2º Negra Voz — episódio #3, A história da 1ª chef de cozinha do Brasil, Benê Ricardo, e uma entrevista com a chef Dandara Batista

O Negra Voz, do jornal O Globo, pra mim é o Presidente da Semana de 2019, na medida em que o considero o trabalho mais importante do ano, que deveria ser passado nas escolas. Tiago Rogero apresenta personalidades negras do passado e do presente do Brasil, prestando reverência a essas pessoas, que muitas vezes não têm o reconhecimento merecido. Ao fazer isso, ele escancara como o racismo transforma suas trajetórias em um campo minado, a ponto de a resiliência ser uma característica tão fundamental quanto o talento para que alcancem o sucesso. Ouvir os episódios me causou um misto de admiração, compaixão e revolta, além de me fazer enxergar de forma muito evidente o quanto sou privilegiada pelo fato de ser branca. Sem falar na qualidade da produção, do roteiro, da sonorização — com trilha original — e da narração. Recomendo todos os cinco episódios disponíveis, mas escolhi colocar aqui o que fala da primeira mulher a se tornar chef de cozinha no Brasil, Benê Ricardo. Não a conhecia e fiquei encantada por sua história, que envolve orfandade na infância, exploração, mudança pra Alemanha, concurso de receitas, sabotagem e outras reviravoltas, nem sempre positivas. O episódio também apresenta Dandara Batista, dona do restaurante Afro Gourmet, no Rio de Janeiro, especializado em culinária de países africanos.

1º Respondendo em Voz Alta — episódio #17, Não é difícil calcular a idade de Jesus

Como jornalista, eu estaria descumprindo minhas atribuições profissionais se não colocasse o Respondendo em Voz Alta no primeiro lugar da lista. O conceito é literalmente uma mulher respondendo perguntas que lhe são enviadas por escrito ou por áudio, mas essa descrição passa muito longe de dar conta da genialidade do que DJ Laurinha Lero faz nos 30 e poucos minutos de seu programa — e olha que eu sou pelo fim do adjetivo genial. Entre as várias razões que eu poderia escolher para explicar o quanto é maravilhoso, vou enumerar apenas quatro: 1) Laurinha faz humor universal, mas de uma perspectiva feminina.

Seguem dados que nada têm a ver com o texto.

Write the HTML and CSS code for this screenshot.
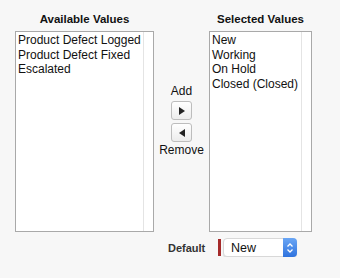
FILE: index.html
```html
<!DOCTYPE html>
<html lang="en">
<head>
    <title>Picklist Values</title>
    <link rel="stylesheet" href="styles.css">
</head>
<body>
    <div class="picklist">
        <div class="column available">
            <h2>Available Values</h2>
            <div class="listbox">
                <ul>
                    <li>Product Defect Logged</li>
                    <li>Product Defect Fixed</li>
                    <li>Escalated</li>
                </ul>
                <div class="scroll-track"></div>
            </div>
        </div>

        <div class="controls">
            <span class="control-label">Add</span>
            <button class="arrow-btn" title="Add">
                <svg width="6" height="8" viewBox="0 0 6 8"><path d="M0 0 L6 4 L0 8 Z" fill="#222"/></svg>
            </button>
            <button class="arrow-btn" title="Remove">
                <svg width="6" height="8" viewBox="0 0 6 8"><path d="M6 0 L0 4 L6 8 Z" fill="#222"/></svg>
            </button>
            <span class="control-label remove-label">Remove</span>
        </div>

        <div class="column selected">
            <h2>Selected Values</h2>
            <div class="listbox">
                <ul>
                    <li>New</li>
                    <li>Working</li>
                    <li>On Hold</li>
                    <li>Closed (Closed)</li>
                </ul>
                <div class="scroll-track"></div>
            </div>
        </div>
    </div>

    <div class="default-row">
        <span class="default-label">Default</span>
        <span class="required-bar"></span>
        <div class="select">
            <span class="select-value">New</span>
            <span class="stepper">
                <svg width="8" height="12" viewBox="0 0 8 12">
                    <path d="M1.5 4.5 L4 2 L6.5 4.5 M1.5 7.5 L4 10 L6.5 7.5" fill="none" stroke="#fff" stroke-width="1.3"/>
                </svg>
            </span>
        </div>
    </div>
</body>
</html>
```

FILE: styles.css
```css
body {
    margin: 0;
    background-color: #f7f7f7;
    font-family: "Liberation Sans", Arial, sans-serif;
    color: #111;
}

.picklist {
    display: flex;
    padding: 13px 0 0 15px;
}

.column h2 {
    margin: 0;
    height: 18px;
    font-size: 11.5px;
    font-weight: bold;
    text-align: center;
    white-space: nowrap;
}

.available {
    width: 139px;
}

.selected {
    width: 103px;
}

.listbox {
    display: flex;
    height: 201px;
    box-sizing: border-box;
    border: 1px solid #a9a9a9;
    background-color: white;
}

.listbox ul {
    flex: 1;
    min-width: 0;
    list-style: none;
    margin: 0;
    padding: 1px 0 0 2px;
    font-size: 12px;
    line-height: 14.5px;
    white-space: nowrap;
    overflow: hidden;
}

.scroll-track {
    width: 9px;
    flex-shrink: 0;
    border-left: 1px solid #e4e4e4;
}

.controls {
    width: 55px;
    display: flex;
    flex-direction: column;
    align-items: center;
    padding-top: 71px;
    gap: 3px;
}

.control-label {
    font-size: 12px;
    line-height: 14px;
}

.remove-label {
    margin-top: -2px;
}

.arrow-btn {
    width: 21px;
    height: 19px;
    padding: 0;
    display: flex;
    align-items: center;
    justify-content: center;
    background: linear-gradient(#ffffff, #ececec);
    border: 1px solid #bdbdbd;
    border-radius: 3px;
}

.default-row {
    display: flex;
    align-items: center;
    padding: 6px 0 0 168px;
}

.default-label {
    font-size: 11px;
    font-weight: bold;
    color: #333;
    width: 50px;
}

.required-bar {
    width: 3px;
    height: 17px;
    background-color: #a52a2a;
    margin-right: 2px;
}

.select {
    display: flex;
    align-items: center;
    width: 74px;
    height: 19px;
    box-sizing: border-box;
    background-color: white;
    border: 1px solid #d8d8d8;
    border-radius: 4px;
    box-shadow: 0 1px 1px rgba(0, 0, 0, 0.1);
}

.select-value {
    flex: 1;
    font-size: 12.5px;
    padding-left: 7px;
}

.stepper {
    width: 14px;
    height: 19px;
    margin-right: -1px;
    display: flex;
    align-items: center;
    justify-content: center;
    background: linear-gradient(#6aa6f5, #2f73de);
    border-radius: 0 4px 4px 0;
}
```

Isso infelizmente ainda é algo raro, afinal universal é sempre o homem (de preferência branco, hétero e cis); 2) o encadeamento dos assuntos e as transições entre eles são absolutamente harmoniosos. Para quem trabalha com escrita (mas não só), dá muito gosto de ouvir; 3) a sinergia entre a apresentadora e a audiência que envia perguntas é das mais profundas. Claro que provavelmente tem uma boa dose de curadoria nisso, mas é incrível como eles levantam a bola pra ela cortar; 4) e, como disse um amigo meu, é impressionante a replayability dos episódios. Não encontrei tradução adequada do termo para o português, mas é algo como a capacidade de ser ouvido inúmeras vezes sem deixar de se tornar interessante. Pelo contrário. Comecei a acompanhar quando a frequência já estava ali em cerca de um episódio por mês, por isso ouço cada um uma média de cinco vezes, e a maioria vai ficando melhor a cada ouvida. Pra não me delongar mais nesse textão, recomendo aqui o episódio que abre com um monólogo sobre setembro amarelo que pra mim é pura arte. É isso.

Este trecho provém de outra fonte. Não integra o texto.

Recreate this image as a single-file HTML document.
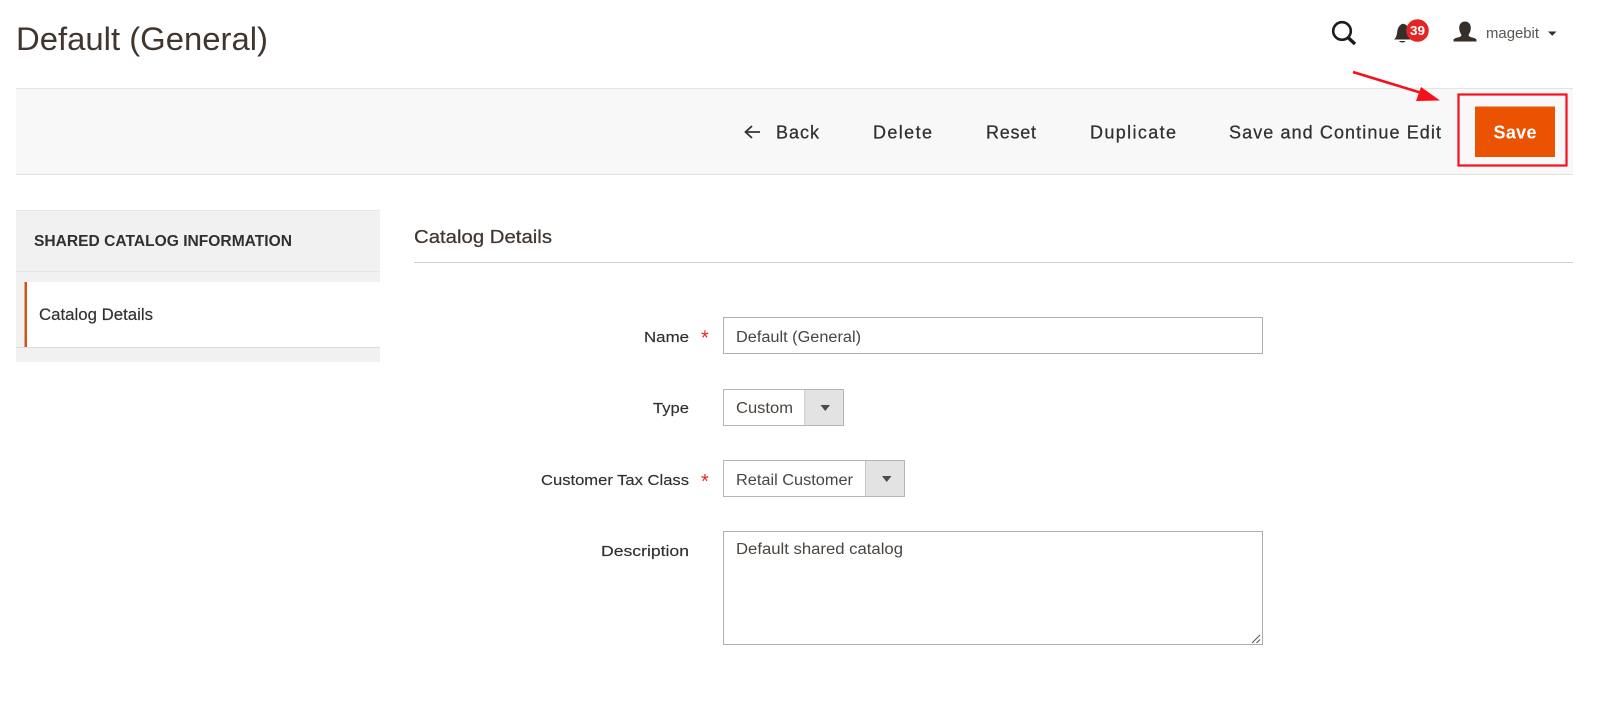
<!DOCTYPE html>
<html><head><meta charset="utf-8"><title>Default (General)</title>
<style>
html,body{margin:0;padding:0;background:#fff;width:1600px;height:714px;overflow:hidden}
svg{display:block}
text{font-family:"Liberation Sans",sans-serif;white-space:pre}
.b{font-size:18px;fill:#303030;stroke:#303030;stroke-width:.25px}
.l{font-size:15px;fill:#303030;stroke:#303030;stroke-width:.15px}
.v{font-size:15.500px;fill:#4a4540}
</style></head><body>
<svg width="1600" height="714" viewBox="0 0 1600 714" xmlns="http://www.w3.org/2000/svg">
<rect width="1600" height="714" fill="#fff"/>
<text x="16" y="50" font-size="32" fill="#41362f" textLength="252" lengthAdjust="spacingAndGlyphs">Default (General)</text>

<!-- search -->
<circle cx="1342" cy="31" r="8.800" fill="none" stroke="#1f1b18" stroke-width="2.600"/>
<path d="M1348 37.500L1355 44" stroke="#1f1b18" stroke-width="3.400" fill="none"/>
<!-- bell -->
<path d="M1394 39.500c2.800-2 2.800-5.500 3.500-9.500.6-3 2.800-5.800 5.500-6.300 2.700.3 5 2.300 5.500 5.300.7 4 1 8.500 3.500 10.500z" fill="#352e29"/>
<path d="M1399 41h6.500c-.5 2-5.500 2-6.500 0z" fill="#352e29"/>
<circle cx="1417.500" cy="30.500" r="11.300" fill="#e22626"/>
<text x="1410" y="35" font-size="13" font-weight="700" fill="#fff" textLength="15" lengthAdjust="spacingAndGlyphs">39</text>
<!-- user -->
<path d="M1465 21.500c3.800 0 5.800 2.800 5.800 6.500 0 2.800-1 5-2.100 6.500v1.500c1.800 1.500 6.800 1.800 7.800 3.500v2h-23v-2c1-1.700 6-2 7.800-3.500v-1.500c-1.100-1.500-2.100-3.700-2.100-6.500 0-3.700 2-6.500 5.800-6.500z" fill="#352e29"/>
<text x="1486" y="38" font-size="14.500" fill="#5a5550" textLength="53" lengthAdjust="spacingAndGlyphs">magebit</text>
<path d="M1548 31.500h8.500l-4.250 4.200z" fill="#332e2a"/>

<!-- toolbar -->
<rect x="16" y="88" width="1557" height="86" fill="#f8f8f8"/>
<rect x="16" y="88" width="1557" height="1" fill="#e3e3e3"/>
<rect x="16" y="174" width="1557" height="1" fill="#e3e3e3"/>
<path d="M760 132H746M752 126L745.500 132L752 138" fill="none" stroke="#3a332e" stroke-width="1.800"/>
<text class="b" x="776" y="138.500" textLength="43" lengthAdjust="spacing">Back</text>
<text class="b" x="873" y="138.500" textLength="59" lengthAdjust="spacing">Delete</text>
<text class="b" x="986" y="138.500" textLength="50" lengthAdjust="spacing">Reset</text>
<text class="b" x="1090" y="138.500" textLength="86" lengthAdjust="spacing">Duplicate</text>
<text class="b" x="1229" y="138.500" textLength="212" lengthAdjust="spacing">Save and Continue Edit</text>
<rect x="1475" y="106.500" width="80" height="50.500" fill="#eb5202"/>
<text x="1493.500" y="138.500" font-size="18" font-weight="700" fill="#fff" textLength="43" lengthAdjust="spacing">Save</text>
<rect x="1458.500" y="94.500" width="108" height="71" fill="none" stroke="#f5101c" stroke-width="2.200"/>
<!-- arrow -->
<path d="M1353 72L1425 94" stroke="#f5101c" stroke-width="2.600" fill="none"/>
<path d="M1440 100.500L1421 87L1416 101z" fill="#f5101c"/>

<!-- sidebar -->
<rect x="16" y="210" width="364" height="152" fill="#f1f1f1"/>
<rect x="16" y="210" width="364" height="1" fill="#e6e6e6"/>
<rect x="16" y="271" width="364" height="1" fill="#e6e6e6"/>
<rect x="25" y="282" width="355" height="65" fill="#fff"/>
<rect x="16" y="347" width="364" height="1" fill="#dcdcdc"/>
<rect x="24.500" y="282" width="2.500" height="65" fill="#d1541b"/>
<text x="34" y="246" font-size="15.500" font-weight="700" fill="#303030" textLength="258" lengthAdjust="spacingAndGlyphs">SHARED CATALOG INFORMATION</text>
<text x="39" y="320" font-size="16.500" fill="#303030" stroke="#303030" stroke-width=".15" textLength="114" lengthAdjust="spacingAndGlyphs">Catalog Details</text>

<!-- heading -->
<text x="414" y="243" font-size="18.500" fill="#41362f" stroke="#41362f" stroke-width=".25" textLength="138" lengthAdjust="spacingAndGlyphs">Catalog Details</text>
<rect x="414" y="262" width="1159" height="1" fill="#cfcfcf"/>

<!-- labels -->
<text class="l" x="644" y="342" textLength="45" lengthAdjust="spacingAndGlyphs">Name</text>
<text class="l" x="653" y="413" textLength="36" lengthAdjust="spacingAndGlyphs">Type</text>
<text class="l" x="541" y="485" textLength="148" lengthAdjust="spacingAndGlyphs">Customer Tax Class</text>
<text class="l" x="601" y="556" textLength="88" lengthAdjust="spacingAndGlyphs">Description</text>
<text x="701" y="344.500" font-size="20" fill="#e22626">*</text>
<text x="701" y="488" font-size="20" fill="#e22626">*</text>

<!-- name input -->
<rect x="723.500" y="317.500" width="539" height="36" fill="#fff" stroke="#adadad"/>
<text class="v" x="736" y="342" textLength="125" lengthAdjust="spacingAndGlyphs">Default (General)</text>

<!-- type select -->
<rect x="723.500" y="389.500" width="120" height="36" fill="#fff" stroke="#b5b5b5"/>
<rect x="804" y="390" width="39" height="35" fill="#e3e3e3"/>
<rect x="804" y="390" width="1" height="35" fill="#d0d0d0"/>
<text class="v" x="736" y="413" textLength="57" lengthAdjust="spacingAndGlyphs">Custom</text>
<path d="M820.500 405h9.500l-4.750 6z" fill="#514943"/>

<!-- tax select -->
<rect x="723.500" y="460.500" width="181" height="36" fill="#fff" stroke="#b5b5b5"/>
<rect x="865" y="461" width="39" height="35" fill="#e3e3e3"/>
<rect x="865" y="461" width="1" height="35" fill="#c8c8c8"/>
<text class="v" x="736" y="485" textLength="117" lengthAdjust="spacingAndGlyphs">Retail Customer</text>
<path d="M882 476h9.500l-4.750 6z" fill="#514943"/>

<!-- textarea -->
<rect x="723.500" y="531.500" width="539" height="113" fill="#fff" stroke="#adadad"/>
<text class="v" x="736" y="554" textLength="167" lengthAdjust="spacingAndGlyphs">Default shared catalog</text>
<path d="M1252 643L1260 635M1256.500 643L1260 639.500" stroke="#555" stroke-width="1" fill="none"/>
</svg>
</body></html>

P.S.: Quero só reforçar que esta lista não se pretende representativa de nada a não ser do meu gosto, e dizer que tenho consciência de que muitos outros podcasts dignos nota foram feitos este ano, no Brasil.

P.S. 2: Fazer a lista me fez perceber que ouvi pouca coisa feita fora do eixo Rio-São Paulo e por pessoas não-brancas em 2019. Fica como resolução de ano novo a tarefa de mudar isso. Aceito recomendações!